As far as the detuning goes edge change isn't made "quicker" by a de-tuned edge. IT limits the potential of unitentional catches. Which is why jibbers prefer doing this so when boardsliding a rail they limit the equipment profile of wanting to catch the edge. However in the pipe or in carving having your new edge "catch"into the snow quicker is a preferred result which is harder to do when you edge is de-tuned/beveled.


----------



## rasmasyean (Jan 26, 2008)

gjsnowboarder said:


> Don't follow this advice. Because if you counter rotate you are moving force opposite of the direction that you are going. This will cause a cross-out of intended direction. Meaning instead of turning you end up go in the direction of which ever rotational force was greater. Not only this but due to the counter rotation you will also twist up your spine which will limit your range of motion and can leave you in a compromised position to manage terrain you are riding towards. Remember that it is the body parts that are closer the snowboard that will move it quicker. Movement that further way from the board can have unintended consequences if not complimenting the lower.
> 
> As far as the detuning goes edge change isn't made "quicker" by a de-tuned edge. IT limits the potential of unitentional catches. Which is why jibbers prefer doing this so when boardsliding a rail they limit the equipment profile of wanting to catch the edge. However in the pipe or in carving having your new edge "catch"into the snow quicker is a preferred result which is harder to do when you edge is de-tuned/beveled.

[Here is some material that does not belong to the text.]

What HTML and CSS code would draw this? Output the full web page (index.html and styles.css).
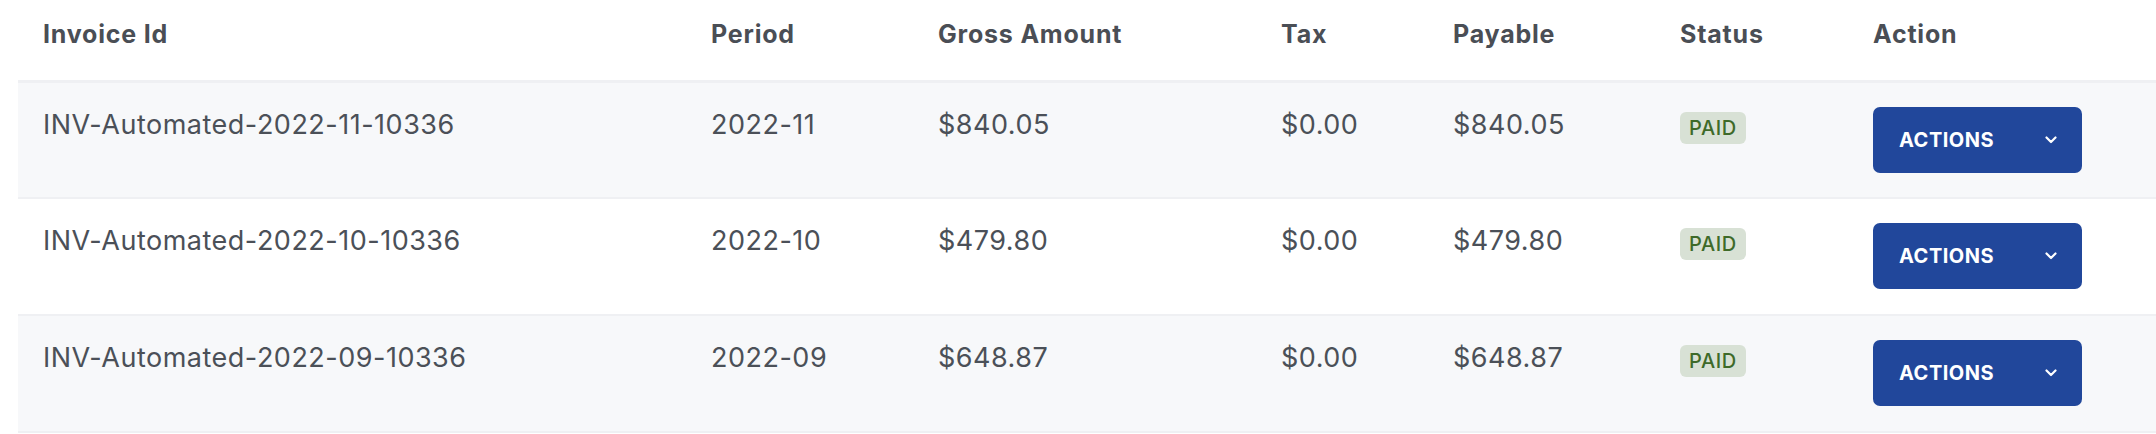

That doesn't make sense. how can your rotational force make it go in the "opposite direction" of your turn (a translation). Rotation only positions your board in the direction you want to go. Translation is caused by the forces of the snow and does not matter whether your body is a stick or a pretzel. Besides, the counter rotation is just for a moment. You don't keep your "spine twisted" for the rest of your riding.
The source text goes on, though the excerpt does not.